U.S., North Korea weigh resumption of food aid

U.S. officials have arrived in Beijing to meet with North Korean leaders about whether and how to resume food aid to the isolated and impoverished country, according to State Department officials.

Robert King, the U.S. special envoy for North Korean human rights issues, and the deputy assistant administrator of USAID, Jon Brause, are expected to hold talks Thursday with Ri Gun, North Korea’s director general of American affairs.

Those talks are expected to focus on monitoring measures that would ensure that any food aid would go to the North Korean public and not diverted to the military or ruling elite in the authoritarian government, according to a State Department official.

“Before any U.S. nutritional assistance program could be undertaken, the DPRK would need to address our serious concerns about monitoring and outstanding issues related to North Korea’s suspension of our previous food aid program,” said the official, who was not authorized to speak by name.

Food aid to Pyongyang stopped in 2009 following disagreements over monitoring measures, including whether Korean-speaking monitors could be granted visas into North Korea to oversee distribution.

Over the past year, North Korea has signaled a new eagerness to resume aid.
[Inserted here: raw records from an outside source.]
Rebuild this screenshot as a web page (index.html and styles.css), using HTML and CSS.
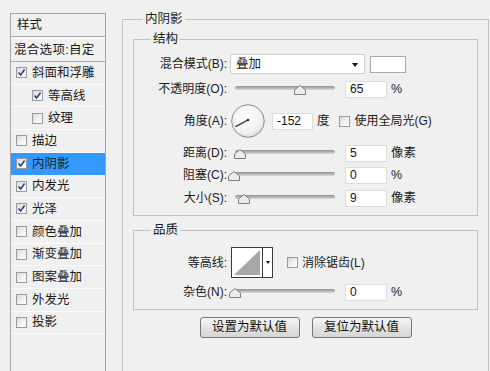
FILE: index.html
```html
<!DOCTYPE html>
<html lang="zh-CN">
<head>
<meta charset="utf-8">
<title>图层样式 - 内阴影</title>
<link rel="stylesheet" href="styles.css">
</head>
<body>
<div class="dialog">
  <nav class="style-list">
    <div class="list-head">样式</div>
    <div class="list-blend">混合选项:自定</div>
    <div class="item"><span class="cb"><svg viewBox="0 0 9 9"><path d="M1.5 4.5 L3.6 7 L7.6 1.6"/></svg></span>斜面和浮雕</div>
    <div class="item sub"><span class="cb"><svg viewBox="0 0 9 9"><path d="M1.5 4.5 L3.6 7 L7.6 1.6"/></svg></span>等高线</div>
    <div class="item sub"><span class="cb"></span>纹理</div>
    <div class="item"><span class="cb"></span>描边</div>
    <div class="item active"><span class="cb"><svg viewBox="0 0 9 9"><path d="M1.5 4.5 L3.6 7 L7.6 1.6"/></svg></span>内阴影</div>
    <div class="item"><span class="cb"><svg viewBox="0 0 9 9"><path d="M1.5 4.5 L3.6 7 L7.6 1.6"/></svg></span>内发光</div>
    <div class="item"><span class="cb"><svg viewBox="0 0 9 9"><path d="M1.5 4.5 L3.6 7 L7.6 1.6"/></svg></span>光泽</div>
    <div class="item"><span class="cb"></span>颜色叠加</div>
    <div class="item"><span class="cb"></span>渐变叠加</div>
    <div class="item"><span class="cb"></span>图案叠加</div>
    <div class="item"><span class="cb"></span>外发光</div>
    <div class="item"><span class="cb"></span>投影</div>
  </nav>

  <main class="panel">
    <fieldset class="group outer">
      <legend class="lg-outer">内阴影</legend>

      <fieldset class="group struct">
        <legend class="lg-inner">结构</legend>

        <div class="row r-blend">
          <span class="lbl">混合模式(B):</span>
          <div class="select">叠加<span class="arrow"></span></div>
          <div class="swatch"></div>
        </div>

        <div class="row r-opacity">
          <span class="lbl">不透明度(O):</span>
          <div class="slider"><div class="track"></div><svg class="thumb" style="left:65%" viewBox="0 0 12 10"><path d="M6 0.5 L11.5 5 L11.5 9.5 L0.5 9.5 L0.5 5 Z"/></svg></div>
          <div class="field">65</div>
          <span class="unit">%</span>
        </div>

        <div class="row r-angle">
          <span class="lbl">角度(A):</span>
          <svg class="dial" viewBox="0 0 34 34">
            <defs>
              <radialGradient id="dg" cx="45%" cy="40%" r="65%">
                <stop offset="0" stop-color="#ffffff"/>
                <stop offset="0.7" stop-color="#f1f1f1"/>
                <stop offset="1" stop-color="#d6d6d6"/>
              </radialGradient>
            </defs>
            <circle cx="17" cy="17" r="16.3" fill="url(#dg)" stroke="#8d8d8d" stroke-width="1"/>
            <line x1="17" y1="16" x2="4.6" y2="22.6" stroke="#2a2a2a" stroke-width="1.2"/>
            <circle cx="17" cy="16" r="1.3" fill="#2a2a2a"/>
          </svg>
          <div class="field angle">-152</div>
          <span class="unit">度</span>
          <span class="cb cb-global"></span>
          <span class="cb-text">使用全局光(G)</span>
        </div>

        <div class="row r-distance">
          <span class="lbl">距离(D):</span>
          <div class="slider"><div class="track"></div><svg class="thumb" style="left:5%" viewBox="0 0 12 10"><path d="M6 0.5 L11.5 5 L11.5 9.5 L0.5 9.5 L0.5 5 Z"/></svg></div>
          <div class="field">5</div>
          <span class="unit">像素</span>
        </div>

        <div class="row r-choke">
          <span class="lbl">阻塞(C):</span>
          <div class="slider"><div class="track"></div><svg class="thumb" style="left:-1%" viewBox="0 0 12 10"><path d="M6 0.5 L11.5 5 L11.5 9.5 L0.5 9.5 L0.5 5 Z"/></svg></div>
          <div class="field">0</div>
          <span class="unit">%</span>
        </div>

        <div class="row r-size">
          <span class="lbl">大小(S):</span>
          <div class="slider"><div class="track"></div><svg class="thumb" style="left:9%" viewBox="0 0 12 10"><path d="M6 0.5 L11.5 5 L11.5 9.5 L0.5 9.5 L0.5 5 Z"/></svg></div>
          <div class="field">9</div>
          <span class="unit">像素</span>
        </div>
      </fieldset>

      <fieldset class="group quality">
        <legend class="lg-inner">品质</legend>

        <div class="row r-contour">
          <span class="lbl">等高线:</span>
          <div class="contour">
            <svg class="contour-preview" viewBox="0 0 31 29" preserveAspectRatio="none">
              <rect x="0" y="0" width="31" height="29" fill="#ffffff"/>
              <polygon points="2,27 29,2 29,27" fill="#a7a7a7"/>
            </svg>
            <span class="contour-drop"><span class="arrow"></span></span>
          </div>
          <span class="cb cb-aa"></span>
          <span class="cb-text aa-text">消除锯齿(L)</span>
        </div>

        <div class="row r-noise">
          <span class="lbl">杂色(N):</span>
          <div class="slider"><div class="track"></div><svg class="thumb" style="left:0%" viewBox="0 0 12 10"><path d="M6 0.5 L11.5 5 L11.5 9.5 L0.5 9.5 L0.5 5 Z"/></svg></div>
          <div class="field">0</div>
          <span class="unit">%</span>
        </div>
      </fieldset>

      <div class="buttons">
        <button class="btn" type="button">设置为默认值</button>
        <button class="btn" type="button">复位为默认值</button>
      </div>
    </fieldset>
  </main>
</div>
</body>
</html>
```

FILE: styles.css
```css
* {
  box-sizing: border-box;
}

html,
body {
  margin: 0;
  height: 100%;
}

body {
  background: #f0f0f0;
  color: #1b1b1b;
  font-family: "Liberation Sans", "Noto Sans CJK SC", sans-serif;
  font-size: 12px;
  line-height: 16px;
  overflow: hidden;
}

.dialog {
  display: flex;
  align-items: flex-start;
  height: 100%;
  padding-left: 10px;
}

/* ---------- left style list ---------- */
.style-list {
  flex: none;
  width: 96px;
  height: 358px;
  margin-top: 13px;
  border: 1px solid #a6a6a6;
  border-bottom: 0;
  background: #f0f0f0;
  font-size: 12.5px;
}

.list-head {
  height: 23px;
  padding-left: 6px;
  line-height: 22px;
  border-bottom: 1px solid #a9a9a9;
}

.list-blend {
  height: 25px;
  padding-left: 3px;
  line-height: 22px;
  letter-spacing: 0.3px;
  border-top: 2px solid #fbfbfb;
  border-bottom: 1px solid #a9a9a9;
}

.item {
  display: flex;
  align-items: center;
  height: 22.7px;
  padding-left: 5px;
  border-bottom: 1px solid #fbfbfb;
}

.item .cb {
  margin-right: 5px;
}

.item.sub {
  padding-left: 21px;
}

.item.active {
  background: #3399ff;
  border-bottom-color: #3399ff;
}

/* ---------- checkbox ---------- */
.cb {
  flex: none;
  display: inline-flex;
  align-items: center;
  justify-content: center;
  width: 11px;
  height: 11px;
  border: 1px solid #9a9a9a;
  background: linear-gradient(135deg, #d9d9d9 0%, #f4f4f4 60%, #ffffff 100%);
}

.cb svg {
  width: 9px;
  height: 9px;
  fill: none;
  stroke: #24408a;
  stroke-width: 1.6;
}

.cb-text {
  margin-left: 5px;
}

/* ---------- right panel ---------- */
.panel {
  flex: none;
  width: 367px;
  margin-left: 16px;
}

.group {
  margin: 0;
  min-width: 0;
  border: 1px solid #c2c2c2;
}

legend {
  padding: 0 2px;
  font-size: 12.5px;
  line-height: 16px;
}

.lg-outer {
  margin-left: 10px;
}

.lg-inner {
  margin-left: 17px;
}

.outer {
  height: 360px;
  margin-top: 11px;
  padding: 4px 10px 0;
  border-bottom: 0;
}

.struct {
  padding: 7px 0 8px;
}

.quality {
  margin-top: 6px;
  padding: 9px 0 8px;
}

.row {
  display: flex;
  align-items: center;
  height: 18px;
}

.lbl {
  flex: none;
  width: 93px;
  text-align: right;
}

.r-blend {
  height: 20px;
}

.r-opacity {
  margin-top: 6px;
}

.r-angle {
  height: 36px;
  margin-top: 5px;
}

.r-distance {
  margin-top: 5px;
}

.r-choke {
  margin-top: 4px;
}

.r-size {
  margin-top: 5px;
}

.r-contour {
  height: 31px;
}

.r-noise {
  margin-top: 5px;
}

/* select + swatch */
.select {
  position: relative;
  display: flex;
  align-items: center;
  width: 135px;
  height: 20px;
  margin-left: 3px;
  padding-left: 5px;
  background: #ffffff;
  border: 1px solid #cfcfcf;
  font-size: 12.5px;
}

.select .arrow {
  position: absolute;
  right: 6px;
  top: 8px;
}

.arrow {
  width: 0;
  height: 0;
  border-left: 3.5px solid transparent;
  border-right: 3.5px solid transparent;
  border-top: 4px solid #111111;
}

.swatch {
  width: 36px;
  height: 17px;
  margin-left: 5px;
  background: #ffffff;
  border: 1px solid #a8a8a8;
}

/* slider */
.slider {
  position: relative;
  flex: none;
  width: 100px;
  height: 18px;
  margin-left: 8px;
}

.track {
  margin-top: 6px;
  height: 4px;
  border-radius: 2px;
  background: linear-gradient(#8f8f8f, #bdbdbd 60%, #dadada);
}

.thumb {
  position: absolute;
  top: 5px;
  width: 12px;
  height: 10px;
  transform: translateX(-50%);
  fill: #ececec;
  stroke: #7e7e7e;
  stroke-width: 1;
}

/* number field */
.field {
  flex: none;
  width: 42px;
  height: 17px;
  margin-left: 10px;
  padding-left: 4px;
  background: #ffffff;
  border: 1px solid #dcdcdc;
  line-height: 15px;
  color: #111111;
}

.unit {
  margin-left: 4px;
  font-size: 12.5px;
}

/* angle */
.dial {
  flex: none;
  width: 34px;
  height: 34px;
  margin-left: 4px;
}

.field.angle {
  width: 41px;
  margin-left: 7px;
}

.cb-global {
  margin-left: 9px;
}

/* contour */
.contour {
  flex: none;
  display: flex;
  width: 42px;
  height: 31px;
  margin-left: 4px;
  border: 1px solid #3a3a3a;
  background: #ffffff;
}

.contour-preview {
  flex: 1;
  height: 29px;
}

.contour-drop {
  display: flex;
  align-items: center;
  justify-content: center;
  width: 10px;
  border-left: 1px solid #3a3a3a;
}

.contour-drop .arrow {
  border-left-width: 2.5px;
  border-right-width: 2.5px;
  border-top-width: 3px;
}

.cb-aa {
  margin-left: 14px;
}

.aa-text {
  margin-left: 4px;
}

/* buttons */
.buttons {
  display: flex;
  justify-content: center;
  gap: 12px;
  margin-top: 7px;
}

.btn {
  width: 100px;
  height: 21px;
  padding: 0;
  border: 1px solid #767676;
  border-radius: 3px;
  background: linear-gradient(#f7f7f7, #e4e4e4 50%, #d6d6d6);
  font-family: "Liberation Sans", "Noto Sans CJK SC", sans-serif;
  font-size: 12.5px;
  line-height: 19px;
  color: #111111;
}
```
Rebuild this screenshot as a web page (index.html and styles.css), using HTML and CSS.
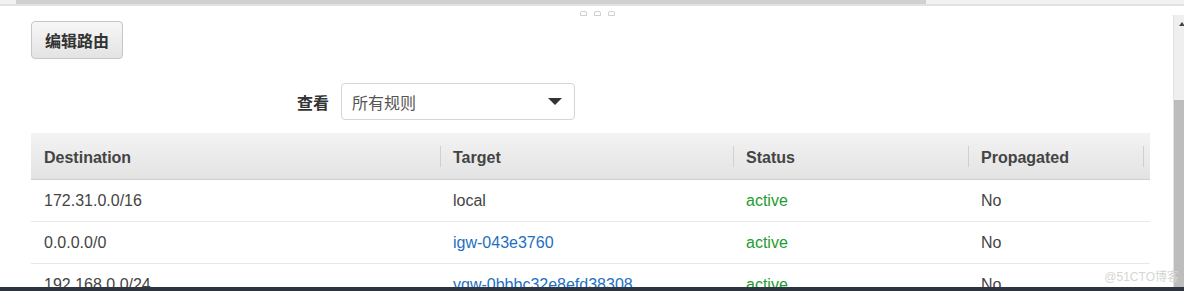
FILE: index.html
```html
<!DOCTYPE html>
<html lang="zh-CN">
<head>
  <meta charset="UTF-8" />
  <title>路由表</title>
  <link rel="stylesheet" href="styles.css">
</head>
<body>
  <!-- 顶部横向滚动条 -->
  <div class="hscroll"><div class="hscroll-thumb"></div></div>

  <div class="main">
    <div class="content">
      <div class="grip"><span></span><span></span><span></span></div>

      <button class="btn">编辑路由</button>

      <div class="filter">
        <span class="filter-label">查看</span>
        <div class="select">
          <span>所有规则</span>
          <span class="caret"></span>
        </div>
      </div>

      <table class="routes">
        <thead>
          <tr>
            <th class="c1">Destination</th>
            <th class="c2">Target</th>
            <th class="c3">Status</th>
            <th class="c4">Propagated</th>
          </tr>
        </thead>
        <tbody>
          <tr>
            <td>172.31.0.0/16</td>
            <td>local</td>
            <td class="ok">active</td>
            <td>No</td>
          </tr>
          <tr>
            <td>0.0.0.0/0</td>
            <td><a href="#" class="link">igw-043e3760</a></td>
            <td class="ok">active</td>
            <td>No</td>
          </tr>
          <tr>
            <td>192.168.0.0/24</td>
            <td><a href="#" class="link">vgw-0bbbc32e8efd38308</a></td>
            <td class="ok">active</td>
            <td>No</td>
          </tr>
        </tbody>
      </table>
    </div>

    <!-- 右侧滚动条 -->
    <div class="vscroll">
      <div class="vscroll-arrow"></div>
      <div class="vscroll-thumb"></div>
    </div>

    <div class="watermark">@51CTO博客</div>
  </div>

  <div class="taskbar"></div>
</body>
</html>
```

FILE: styles.css
```css
/* 基础布局 */
body {
  margin: 0;
  height: 291px;
  overflow: hidden;
  display: flex;
  flex-direction: column;
  background: #fff;
  color: #444;
  font-family: "Liberation Sans", Arial, "Noto Sans CJK SC", sans-serif;
  font-size: 16px;
}

.hscroll {
  height: 4px;
  background: #f1f1f1;
  border-bottom: 2px solid #e2e2e2;
  padding-left: 16px;
}
.hscroll-thumb { width: 910px; height: 4px; background: #d0d0d0; }

.main {
  flex: 1;
  display: flex;
  overflow: hidden;
  position: relative;
}
.content {
  flex: 1;
  padding-left: 31px;
  padding-right: 22px;
  position: relative;
}

.grip {
  position: absolute;
  top: 5px;
  left: 580px;
  display: flex;
  gap: 7px;
}
.grip span {
  width: 5px;
  height: 3px;
  border: 1px solid #cfcfcf;
  border-radius: 2px 2px 0 0;
}

.btn {
  display: block;
  margin-top: 15px;
  height: 38px;
  width: 92px;
  padding: 0;
  border: 1px solid #c6c6c6;
  border-radius: 4px;
  background: linear-gradient(#f7f7f7, #e3e3e3);
  color: #333;
  font-family: "Noto Sans CJK SC", sans-serif;
  font-weight: bold;
  font-size: 16px;
}

.filter {
  display: flex;
  align-items: center;
  margin-top: 24px;
  padding-left: 266px;
}
.filter-label {
  font-family: "Noto Sans CJK SC", sans-serif;
  font-weight: bold;
  font-size: 16px;
  color: #333;
  margin-right: 12px;
}
.select {
  width: 210px;
  height: 35px;
  padding: 0 12px 0 10px;
  border: 1px solid #d5d5d5;
  border-radius: 4px;
  display: flex;
  align-items: center;
  justify-content: space-between;
  font-family: "Noto Sans CJK SC", sans-serif;
  font-size: 16px;
  color: #555;
}
.caret {
  width: 0;
  height: 0;
  border-left: 7px solid transparent;
  border-right: 7px solid transparent;
  border-top: 7px solid #333;
}

/* 路由表 */
.routes {
  margin-top: 13px;
  width: 1119px;
  border-collapse: collapse;
  table-layout: fixed;
}
.routes th {
  height: 42px;
  padding: 4px 13px 0;
  text-align: left;
  font-weight: bold;
  color: #444;
  background: linear-gradient(#f3f3f3, #e3e3e3);
  border-bottom: 1px solid #cfcfcf;
  position: relative;
}
.routes th + th::before,
.routes th.c4::after {
  content: "";
  position: absolute;
  left: 0;
  top: 13px;
  bottom: 12px;
  border-left: 1px solid #d0d0d0;
}
.routes th.c4::after { left: auto; right: 6px; }
.c1 { width: 383px; }
.c2 { width: 267px; }
.c3 { width: 209px; }
.routes td {
  height: 40px;
  padding: 1px 13px 0;
  border-bottom: 1px solid #e8e8e8;
  color: #444;
}
.routes td.ok { color: #1e9c2e; }
.link { color: #1e6fc4; text-decoration: none; }

.vscroll {
  width: 10px;
  margin-top: 9px;
  background: #efefef;
  border-left: 1px solid #e2e2e2;
  display: flex;
  flex-direction: column;
}
.vscroll-arrow {
  height: 0;
  margin: 7px 0 0 5px;
  border-left: 3px solid transparent;
  border-right: 3px solid transparent;
  border-bottom: 4px solid #444;
  width: 0;
}
.vscroll-thumb { margin-top: 74px; flex: 1; background: #bdbdbd; }

.watermark {
  position: absolute;
  right: 5px;
  bottom: 3px;
  font-size: 12px;
  color: #d6d6d6;
  font-family: "Liberation Sans", "Noto Sans CJK SC", sans-serif;
}

.taskbar { height: 4px; background: #2b3541; }
```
In August, the United States said it would send Pyongyang emergency aid, not including food, for flood relief.

Recently, U.S. officials have used a new term to describe the provision of food aid to North Korea: “nutritional assistance.”

“I think the term ‘nutritional assistance’ is a little bit broader than food aid,” State Department spokeswoman Victoria Nuland said Tuesday. “There are many different ways to help a country that is in need — including dietary supplements and other things — things that, in some cases, are easier to monitor.”